Date: Wednesday, November 30, 2011
Author: Tommy Wilkes, Reuters

Almost half of hedge fund managers believe Italy and Spain, two major countries at the center of the euro zone debt crisis, are likely to default, a survey published on Tuesday showed.

A majority of the managers surveyed, collectively representing about $800 billion in assets or more than a third of the global total, also reckon Greece will exit the euro.

The survey by hedge fund research and advisory firm Aksia said 42 percent of managers feel a debt default or restructuring by Italy and/or Spain is "definite" or a "real possibility" within the next two years.

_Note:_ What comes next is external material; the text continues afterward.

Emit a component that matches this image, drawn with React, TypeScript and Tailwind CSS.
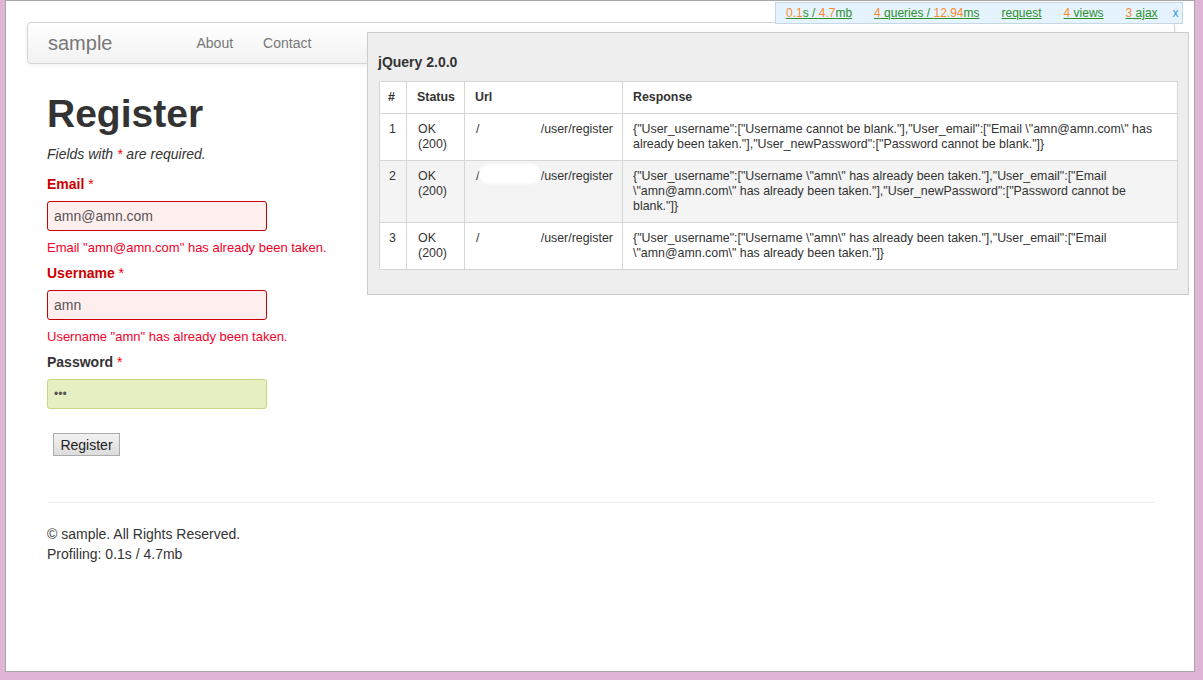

Some 65 percent said European Union member states may issue eurobonds, debt that would be sold jointly for the euro zone and which paymaster Germany opposes, fearing spendthrift countries would piggyback on its low borrowing costs.

Managers are also more bearish on global growth prospects than 2012 International Monetary Fund forecasts, with 80 percent believing the U.S. Federal Reserve's "Operation Twist" aimed at lowering long-term borrowing costs will ultimately fail to have an impact on financial markets.

The bearish approach is reflected in the strategy managers' tip to be the best performer for 2012, called Global Macro, as range-bound markets are driven by macro factors rather than fundamental value.

Most of the 125 "institutional-caliber" hedge funds surveyed also say the current wave of financial regulation is "irrelevant" to their investments and 21 percent even reckon it will help their strategy.